[Start MATERIAL PROVIDED]
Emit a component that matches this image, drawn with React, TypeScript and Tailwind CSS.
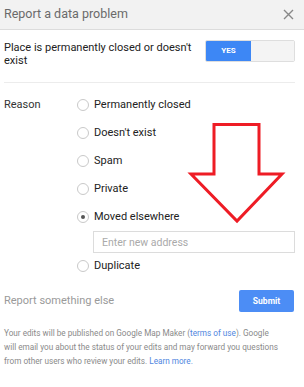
import React, { useState } from "react";

const reasons = ["Permanently closed", "Doesn't exist", "Spam", "Private", "Moved elsewhere", "Duplicate"];

function Radio({ checked }: { checked: boolean }) {
  return (
    <span className="flex h-[12px] w-[12px] items-center justify-center rounded-full border border-[#c9c9c9] bg-white">
      {checked && <span className="h-[4px] w-[4px] rounded-full bg-[#555]" />}
    </span>
  );
}

export default function App() {
  const [reason, setReason] = useState("Moved elsewhere");

  return (
    <div className="relative h-[387px] w-[304px] overflow-hidden bg-white font-['Roboto',sans-serif] text-[#222]">
      {/* header */}
      <div className="flex h-[30px] items-center justify-between border-b border-[#dcdcdc] bg-[#f2f2f2] pl-[4px] pr-[9px]">
        <span className="text-[12.5px] text-[#6a6a6a]">Report a data problem</span>
        <svg width="11" height="11" viewBox="0 0 11 11" className="mr-[1px]">
          <path d="M1 1L10 10M10 1L1 10" stroke="#888" strokeWidth="1.4" />
        </svg>
      </div>

      <div className="pl-[4px] pr-[9px]">
        {/* closed toggle */}
        <div className="flex items-start justify-between border-b border-[#ececec] pb-[15px] pt-[10px]">
          <p className="w-[192px] pt-[1px] text-[11px] leading-[13px]">Place is permanently closed or doesn't exist</p>
          <div className="flex h-[22px] w-[90px] overflow-hidden rounded-[2px] border border-[#dedede]">
            <span className="flex w-[45px] items-center justify-center bg-[#3d87f5] text-[8px] font-bold text-white">YES</span>
            <span className="flex-1 bg-[#f4f4f4]" />
          </div>
        </div>

        {/* reasons */}
        <div className="flex pt-[8px]">
          <div className="w-[73px] pt-[7px] text-[11px] leading-[14px] text-[#333]">Reason</div>
          <div className="flex-1">
            {reasons.map((r) => (
              <React.Fragment key={r}>
                <button
                  onClick={() => setReason(r)}
                  className={`flex items-center gap-[5px] text-[11px] text-[#222] ${r === "Duplicate" ? "h-[26px]" : "h-[28px]"}`}
                >
                  <Radio checked={reason === r} />
                  <span>{r}</span>
                </button>
                {r === "Moved elsewhere" && (
                  <input
                    placeholder="Enter new address"
                    className="ml-[16px] block h-[22px] w-[202px] border border-[#dcdcdc] px-[8px] text-[10.5px] text-[#222] outline-none placeholder:text-[#aaa]"
                  />
                )}
              </React.Fragment>
            ))}
          </div>
        </div>

        {/* report else + submit */}
        <div className="mt-[11px] flex items-center justify-between">
          <span className="text-[11px] text-[#9a9a9a]">Report something else</span>
          <button className="mr-[1px] h-[22px] w-[55px] rounded-[2px] bg-[#4c8df5] text-[8.5px] font-bold text-white">Submit</button>
        </div>

        <p className="mt-[14px] whitespace-nowrap text-[8.2px] leading-[14px] text-[#8a8a8a]">
          Your edits will be published on Google Map Maker (<span className="text-[#4f86e0]">terms of use</span>). Google
          <br />
          will email you about the status of your edits and may forward you questions
          <br />
          from other users who review your edits. <span className="text-[#4f86e0]">Learn more.</span>
        </p>
      </div>

      {/* red arrow annotation */}
      <svg className="pointer-events-none absolute left-0 top-0" width="304" height="387">
        <path
          d="M214 124.5 L259 124.5 L259 174 L282 174 L237 221 L191 174 L214 174 Z"
          fill="none"
          stroke="#ee1c25"
          strokeWidth="3"
          strokeLinejoin="miter"
        />
      </svg>
    </div>
  );
}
[End MATERIAL PROVIDED]
# DESCRIPTION OF THE TASK
Repeat the data above exactly, but not the pictures.

# FINISHED ANSWER
Emit a component that matches this image, drawn with React, TypeScript and Tailwind CSS.
import React, { useState } from "react";

const reasons = ["Permanently closed", "Doesn't exist", "Spam", "Private", "Moved elsewhere", "Duplicate"];

function Radio({ checked }: { checked: boolean }) {
  return (
    <span className="flex h-[12px] w-[12px] items-center justify-center rounded-full border border-[#c9c9c9] bg-white">
      {checked && <span className="h-[4px] w-[4px] rounded-full bg-[#555]" />}
    </span>
  );
}

export default function App() {
  const [reason, setReason] = useState("Moved elsewhere");

  return (
    <div className="relative h-[387px] w-[304px] overflow-hidden bg-white font-['Roboto',sans-serif] text-[#222]">
      {/* header */}
      <div className="flex h-[30px] items-center justify-between border-b border-[#dcdcdc] bg-[#f2f2f2] pl-[4px] pr-[9px]">
        <span className="text-[12.5px] text-[#6a6a6a]">Report a data problem</span>
        <svg width="11" height="11" viewBox="0 0 11 11" className="mr-[1px]">
          <path d="M1 1L10 10M10 1L1 10" stroke="#888" strokeWidth="1.4" />
        </svg>
      </div>

      <div className="pl-[4px] pr-[9px]">
        {/* closed toggle */}
        <div className="flex items-start justify-between border-b border-[#ececec] pb-[15px] pt-[10px]">
          <p className="w-[192px] pt-[1px] text-[11px] leading-[13px]">Place is permanently closed or doesn't exist</p>
          <div className="flex h-[22px] w-[90px] overflow-hidden rounded-[2px] border border-[#dedede]">
            <span className="flex w-[45px] items-center justify-center bg-[#3d87f5] text-[8px] font-bold text-white">YES</span>
            <span className="flex-1 bg-[#f4f4f4]" />
          </div>
        </div>

        {/* reasons */}
        <div className="flex pt-[8px]">
          <div className="w-[73px] pt-[7px] text-[11px] leading-[14px] text-[#333]">Reason</div>
          <div className="flex-1">
            {reasons.map((r) => (
              <React.Fragment key={r}>
                <button
                  onClick={() => setReason(r)}
                  className={`flex items-center gap-[5px] text-[11px] text-[#222] ${r === "Duplicate" ? "h-[26px]" : "h-[28px]"}`}
                >
                  <Radio checked={reason === r} />
                  <span>{r}</span>
                </button>
                {r === "Moved elsewhere" && (
                  <input
                    placeholder="Enter new address"
                    className="ml-[16px] block h-[22px] w-[202px] border border-[#dcdcdc] px-[8px] text-[10.5px] text-[#222] outline-none placeholder:text-[#aaa]"
                  />
                )}
              </React.Fragment>
            ))}
          </div>
        </div>

        {/* report else + submit */}
        <div className="mt-[11px] flex items-center justify-between">
          <span className="text-[11px] text-[#9a9a9a]">Report something else</span>
          <button className="mr-[1px] h-[22px] w-[55px] rounded-[2px] bg-[#4c8df5] text-[8.5px] font-bold text-white">Submit</button>
        </div>

        <p className="mt-[14px] whitespace-nowrap text-[8.2px] leading-[14px] text-[#8a8a8a]">
          Your edits will be published on Google Map Maker (<span className="text-[#4f86e0]">terms of use</span>). Google
          <br />
          will email you about the status of your edits and may forward you questions
          <br />
          from other users who review your edits. <span className="text-[#4f86e0]">Learn more.</span>
        </p>
      </div>

      {/* red arrow annotation */}
      <svg className="pointer-events-none absolute left-0 top-0" width="304" height="387">
        <path
          d="M214 124.5 L259 124.5 L259 174 L282 174 L237 221 L191 174 L214 174 Z"
          fill="none"
          stroke="#ee1c25"
          strokeWidth="3"
          strokeLinejoin="miter"
        />
      </svg>
    </div>
  );
}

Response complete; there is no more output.